Die Berufung des Beklagten blieb erfolglos. Das Berufungsgericht führte die Verhandlung gemäß § 25 Abs.1 Z 3 ArbGG von neuem durch und kam dabei zu den gleichen Feststellungen wie das Ersturteil. Davon ausgehend, biligte es auch die rechtliche Beurteilung dieses Sachverhaltes durch das Prozeßgericht erster Instanz. Das Urteil des Berufungsgerichtes wird seinem ganzen Inhalt nach vom Beklagten mit Revision aus dem Grunde des § 503 Abs.1 Z 4 ZPO bekämpft.

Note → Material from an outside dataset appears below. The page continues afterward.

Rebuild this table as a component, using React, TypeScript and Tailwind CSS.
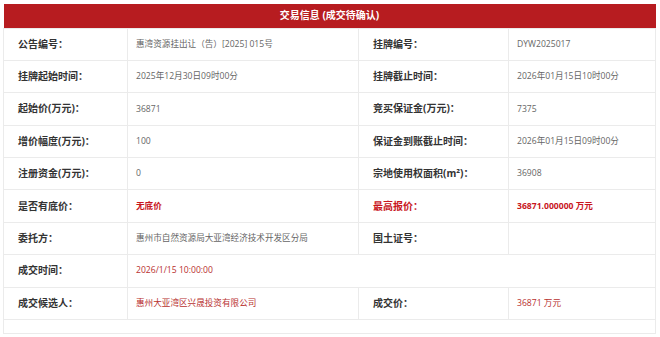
import React from 'react';

type Cell = { text: string; tone?: 'red' | 'redBold' | 'plain' };

const FONT = { fontFamily: '"Open Sans", "Noto Sans CJK SC", sans-serif' };

function Label({ text, red }: { text: string; red?: boolean }) {
  return (
    <td
      className={`border border-[#ebebeb] pl-[14px] text-[10px] font-bold ${
        red ? 'text-[#c8161d]' : 'text-[#333]'
      }`}
    >
      {text}
    </td>
  );
}

function Value({ cell, span }: { cell: Cell; span?: number }) {
  const tone =
    cell.tone === 'redBold'
      ? 'text-[#c8161d] font-bold'
      : cell.tone === 'red'
      ? 'text-[#b8312f]'
      : 'text-[#666]';
  return (
    <td colSpan={span} className={`border border-[#ebebeb] pl-[8px] text-[8.6px] ${tone}`}>
      {cell.text}
    </td>
  );
}

const rows: [string, Cell, string, Cell, boolean?][] = [
  ['公告编号：', { text: '惠湾资源挂出让（告）[2025] 015号' }, '挂牌编号：', { text: 'DYW2025017' }],
  ['挂牌起始时间：', { text: '2025年12月30日09时00分' }, '挂牌截止时间：', { text: '2026年01月15日10时00分' }],
  ['起始价(万元)：', { text: '36871' }, '竞买保证金(万元)：', { text: '7375' }],
  ['增价幅度(万元)：', { text: '100' }, '保证金到账截止时间：', { text: '2026年01月15日09时00分' }],
  ['注册资金(万元)：', { text: '0' }, '宗地使用权面积(m²)：', { text: '36908' }],
  ['是否有底价：', { text: '无底价', tone: 'redBold' }, '最高报价：', { text: '36871.000000 万元', tone: 'redBold' }, true],
  ['委托方：', { text: '惠州市自然资源局大亚湾经济技术开发区分局' }, '国土证号：', { text: '' }],
];

export default function App() {
  return (
    <div className="w-[660px] h-[337px] overflow-hidden bg-white pt-[4px] pl-[3px]" style={FONT}>
      <table className="w-[652px] table-fixed border-collapse">
        <colgroup>
          <col className="w-[124px]" />
          <col className="w-[231px]" />
          <col className="w-[150px]" />
          <col className="w-[147px]" />
        </colgroup>
        <thead>
          <tr className="h-[24px]">
            <th colSpan={4} className="bg-[#b71c20] text-center text-[10px] font-bold text-white">
              交易信息 (成交待确认)
            </th>
          </tr>
        </thead>
        <tbody>
          {rows.map(([l1, v1, l2, v2, redLabel]) => (
            <tr key={l1} className="h-[32.4px]">
              <Label text={l1} />
              <Value cell={v1} />
              <Label text={l2} red={redLabel} />
              <Value cell={v2} />
            </tr>
          ))}
          <tr className="h-[32.4px]">
            <Label text="成交时间：" />
            <Value cell={{ text: '2026/1/15 10:00:00', tone: 'red' }} span={3} />
          </tr>
          <tr className="h-[32.4px]">
            <Label text="成交候选人：" />
            <Value cell={{ text: '惠州大亚湾区兴晟投资有限公司', tone: 'red' }} />
            <Label text="成交价：" />
            <Value cell={{ text: '36871 万元', tone: 'red' }} />
          </tr>
          <tr className="h-[14px]">
            <td colSpan={4} className="border border-[#ebebeb]" />
          </tr>
        </tbody>
      </table>
    </div>
  );
}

Der Beklagte beantragt, die angefochtene Entscheidung im Sinne der Abweisung des Klagebegehrens abzuändern, hilfsweise den ihm auferlegten Ersatzbetrag auf 1/5 des Klagebetrages, das sind S 17.711,80, zu mäßigen.
Die klagende Partei beantragt, der Revision nicht Folge zu geben.
Rechtliche Beurteilung
Die Revision ist nicht berechtigt.
Gemäß § 67 VersVG gehen Schadenersatzansprüche, die dem Versicherungsnehmer gegen einen Dritten zustehen, auf den Versicherer insoweit über, als dieser dem Versicherungsnehmer den Schaden ersetzt hat. Wie das Berufungsgericht in diesem Zusammenhang richtig erkannt hat, ist "Dritter" im Sinne dieser Gesetzesstelle jeder, der nicht Versicherungsnehmer oder Versicherter ist. Da bei der Kaskoversicherung der Fahrzeuglenker nicht mitversichert ist, können die dem Versicherungsnehmer gegen ihn zustehenden Ersatzansprüche auf den Versicherer übergehen; sie unterliegen allerdings dann, wenn der Fahrzeuglenker - wie hier - Arbeitnehmer des Versicherungsnehmers war, den Bestimmungen des Dienstnehmerhaftpflichtgesetzes (Arb 9143 mwN; ebenso Arb 10.064 = RdA 1984,227 ua). Die Annahme einer darüber hinausgehenden Schutzfunktion der Kaskoversicherung zugunsten des angestellten Kraftfahrzeuglenkers, wie sie in der Revision behauptet wird, entbehrt jeder gesetzlichen Grundlage.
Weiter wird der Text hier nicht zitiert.